Turner’s comment is a clear indication that BAE is angling for a second F-35 assembly line, to allow the UK to maintain and upgrade its aircraft. But US industry and government officials say the BAE chief executive’s public remarks are not echoed in behind-the-scenes talks with the UK Ministry of Defence. Programme officials say the MoD has made no demands for a FACO site, which is likely to cost the host nation more than $100 million.

To counter criticism, Lockheed can point out that the international partners have been shielded from the almost $7 billion rise in the cost of JSF development because the USA alone is covering the increase. But at the same time the foreign partners have had no say in the US decision to extend development and delay production, which in some cases creates a gap in their frontline capability.
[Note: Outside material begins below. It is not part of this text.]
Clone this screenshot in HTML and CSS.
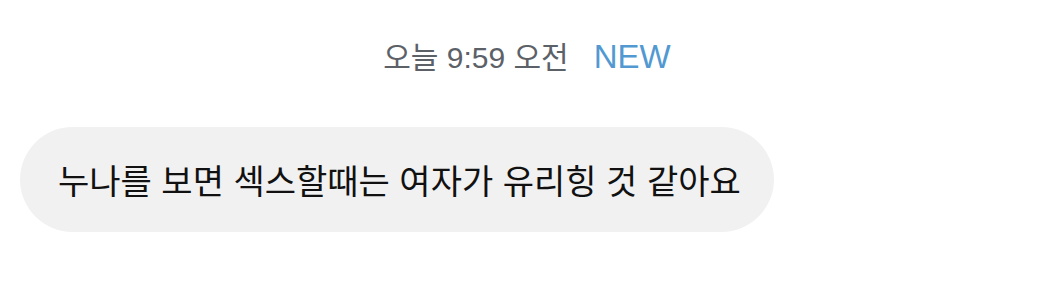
FILE: index.html
```html
<!DOCTYPE html>
<html lang="ko">
<head>
    <meta charset="UTF-8">
    <meta name="viewport" content="width=device-width, initial-scale=1.0">
    <title>Chat</title>
    <link rel="stylesheet" href="styles.css">
</head>
<body>

    <div class="chat">
        <div class="timestamp">
            <span class="time">오늘 9:59 오전</span>
            <span class="new-tag">NEW</span>
        </div>

        <div class="message-row">
            <div class="bubble">누나를 보면 섹스할때는 여자가 유리힝 것 같아요</div>
        </div>
    </div>

</body>
</html>
```

FILE: styles.css
```css
body {
    margin: 0;
    padding: 0;
    background: #ffffff;
    font-family: "Liberation Sans", "Noto Sans CJK KR", sans-serif;
}

.chat {
    display: flex;
    flex-direction: column;
    padding-top: 36px;
}

.timestamp {
    display: flex;
    justify-content: center;
    align-items: baseline;
    gap: 25px;
    line-height: 42px;
}

.time {
    color: #5c6168;
    font-size: 30px;
}

.new-tag {
    color: #5299d2;
    font-size: 33px;
}

.message-row {
    display: flex;
    padding: 0 20px;
    margin-top: 48px;
}

.bubble {
    background: #f1f1f2;
    color: #111111;
    font-family: "Noto Sans CJK KR", sans-serif;
    font-size: 34px;
    line-height: 105px;
    height: 105px;
    padding: 0 33px 0 38px;
    border-radius: 53px;
    white-space: nowrap;
}
```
While fielding of the first operationalF-35 unit, for the US Marine Corps, has been delayed almost two years to 2012, the first operational unit for an international customer, the UK, has been pushed back by a similar period to 2014. The delay will force Australia, for example, to upgrade existing fighters unless early-production F-35s suitable only for training are made available for export by 2012. Some of the other partners, particularly operators of Lockheed’s F-16, are already considering top-up purchases, the company revealed at the show.

As the first F-35 takes shape at Lockheed’s Fort Worth, Texas plant, heading for a first flight in August of next year, it is clear that successful development of three JSF variants, with two engine options, for multiple customers is but one of the many challenges facing the programme.